If you want to be the next science fiction author, go for it. If you want to be the next Wolfgang Puck, we support you. If we love you, we will always be there to support you in your goals; we want you to succeed just as much as you do. Nothing makes us happier than seeing you happy.
Left and right I hear stories of people getting their hearts broken because they found out their significant other has been sleeping around, or having a steady affair.
Being faithful and having trust is a huge piece to the relationship puzzle. If there is no trust, there is nothing to build off of. Trust is the foundation of anything stable.

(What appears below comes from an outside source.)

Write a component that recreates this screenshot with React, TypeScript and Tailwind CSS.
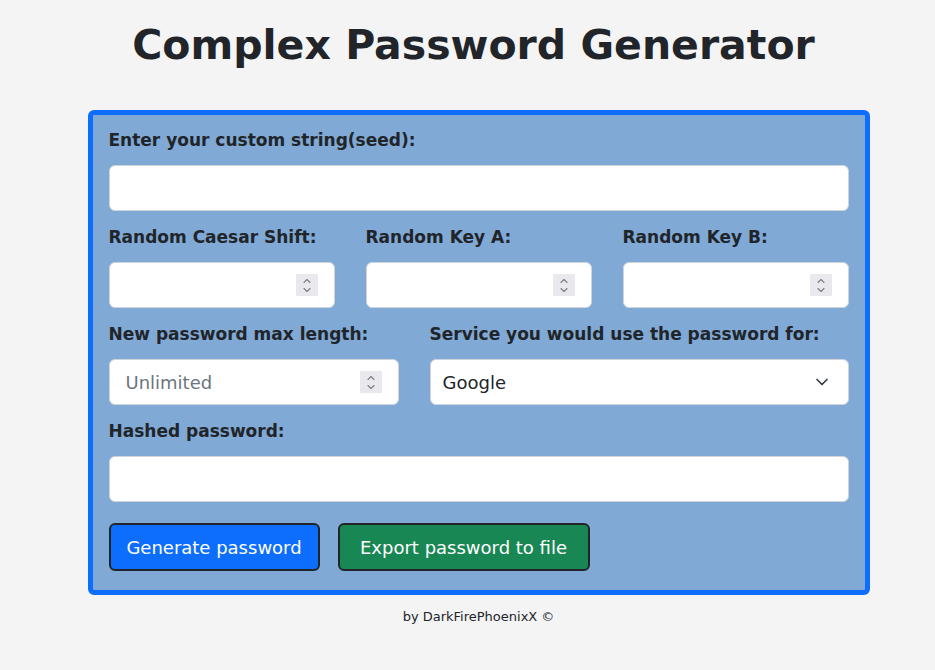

Stop lying, stop sneaking around and stop pretending to love someone if you don’t. Cheating and lying is unacceptable and quite frankly, it’s unnecessary. So be faithful and tell your lover the truth. Unless you're Eminem, you have no reason to be shady.
Any man who can genuinely make me laugh has already won me over. I am magnetically drawn to a man who can crack me up. It shows that you are down to earth; you know how to have a good time and we click.
This is one of the most crucial things I look for when seeking a partner because I know that this person will be there to cheer me up when I’m down, to laugh with me at my most embarrassing moments and to overall be with me as we enjoy one another’s company.
Humor is essential, for me; it’s like the chocolate crunch layered inside of an ice cream cake. Without them, the ice cream cake is okay, but you can tell there is definitely something missing.
Thus concludes the dating checklist: a great majority of the criteria women use to assess whether or not a man’s personality is worthy of her time and effort.
Perhaps fate works in mysterious ways and I simply just haven’t stumbled across the man of my dreams yet. Or, perhaps some brainiac somewhere in the world just hasn’t quite figured out the mechanics to make the Easy-Bake-A-Hunk oven.
Until then, I’ll just continue making out with my burritos and pretending they're Justin Timberlake.